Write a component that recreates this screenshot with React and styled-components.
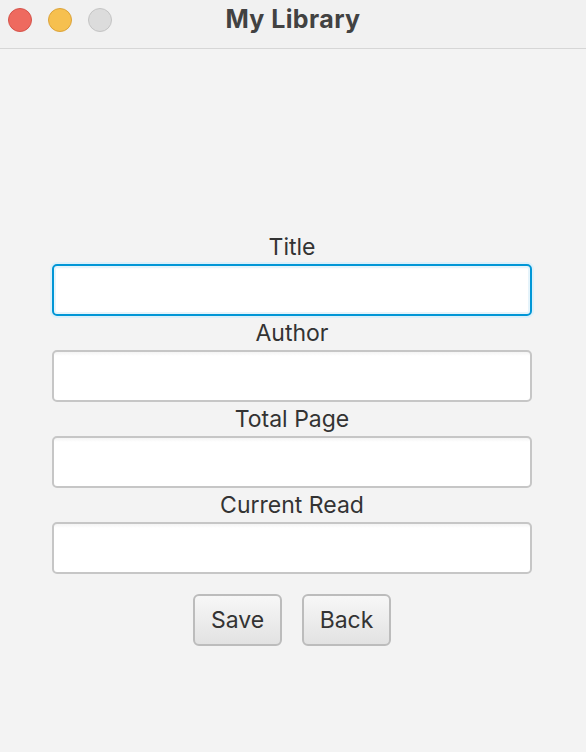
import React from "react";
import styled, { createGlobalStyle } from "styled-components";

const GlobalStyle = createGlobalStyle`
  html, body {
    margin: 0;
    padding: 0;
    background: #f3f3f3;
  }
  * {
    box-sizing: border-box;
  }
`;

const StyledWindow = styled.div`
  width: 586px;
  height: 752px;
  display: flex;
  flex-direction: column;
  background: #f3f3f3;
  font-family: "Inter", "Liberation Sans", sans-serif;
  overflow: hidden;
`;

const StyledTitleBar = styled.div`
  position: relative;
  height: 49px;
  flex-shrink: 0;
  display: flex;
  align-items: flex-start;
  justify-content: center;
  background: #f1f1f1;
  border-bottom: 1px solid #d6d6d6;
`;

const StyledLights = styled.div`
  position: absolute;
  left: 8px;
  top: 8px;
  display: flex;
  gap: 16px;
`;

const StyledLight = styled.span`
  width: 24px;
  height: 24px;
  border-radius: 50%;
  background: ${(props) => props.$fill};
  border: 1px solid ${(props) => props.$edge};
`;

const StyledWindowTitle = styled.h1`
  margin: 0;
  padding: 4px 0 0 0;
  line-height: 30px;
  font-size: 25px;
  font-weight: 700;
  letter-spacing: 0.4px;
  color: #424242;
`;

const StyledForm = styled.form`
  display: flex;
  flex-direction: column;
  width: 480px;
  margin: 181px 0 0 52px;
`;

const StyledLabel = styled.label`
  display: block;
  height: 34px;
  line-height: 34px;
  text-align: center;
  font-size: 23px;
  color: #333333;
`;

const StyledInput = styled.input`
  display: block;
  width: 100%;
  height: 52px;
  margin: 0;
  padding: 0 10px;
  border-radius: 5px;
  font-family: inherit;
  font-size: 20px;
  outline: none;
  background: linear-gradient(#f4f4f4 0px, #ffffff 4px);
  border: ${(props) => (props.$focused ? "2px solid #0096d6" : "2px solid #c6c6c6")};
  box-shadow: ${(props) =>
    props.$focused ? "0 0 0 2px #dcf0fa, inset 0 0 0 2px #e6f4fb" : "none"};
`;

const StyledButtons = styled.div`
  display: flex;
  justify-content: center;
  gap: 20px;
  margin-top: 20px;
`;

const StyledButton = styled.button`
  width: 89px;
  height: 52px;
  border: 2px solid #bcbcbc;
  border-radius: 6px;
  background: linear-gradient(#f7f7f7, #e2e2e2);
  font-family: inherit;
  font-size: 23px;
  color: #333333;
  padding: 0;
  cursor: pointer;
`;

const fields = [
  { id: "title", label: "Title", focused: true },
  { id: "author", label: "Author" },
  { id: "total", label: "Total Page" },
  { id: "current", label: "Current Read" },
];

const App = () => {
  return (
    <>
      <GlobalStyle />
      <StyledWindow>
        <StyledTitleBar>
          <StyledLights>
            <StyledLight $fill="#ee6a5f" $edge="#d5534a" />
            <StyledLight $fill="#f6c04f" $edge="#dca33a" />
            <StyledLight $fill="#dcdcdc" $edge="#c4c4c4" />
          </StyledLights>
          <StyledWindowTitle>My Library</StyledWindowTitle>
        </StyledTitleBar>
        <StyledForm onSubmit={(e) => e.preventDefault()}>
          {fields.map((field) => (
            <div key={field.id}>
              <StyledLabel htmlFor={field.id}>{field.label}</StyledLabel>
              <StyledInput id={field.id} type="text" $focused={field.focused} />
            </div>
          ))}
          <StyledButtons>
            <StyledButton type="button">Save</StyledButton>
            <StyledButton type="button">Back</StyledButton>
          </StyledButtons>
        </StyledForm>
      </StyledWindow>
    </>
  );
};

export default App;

WHAT THIS TASK INVOLVES: Copy in full each line that holds the word "React".

EXERCISE RESPONSE:
Write a component that recreates this screenshot with React and styled-components.
import React from "react";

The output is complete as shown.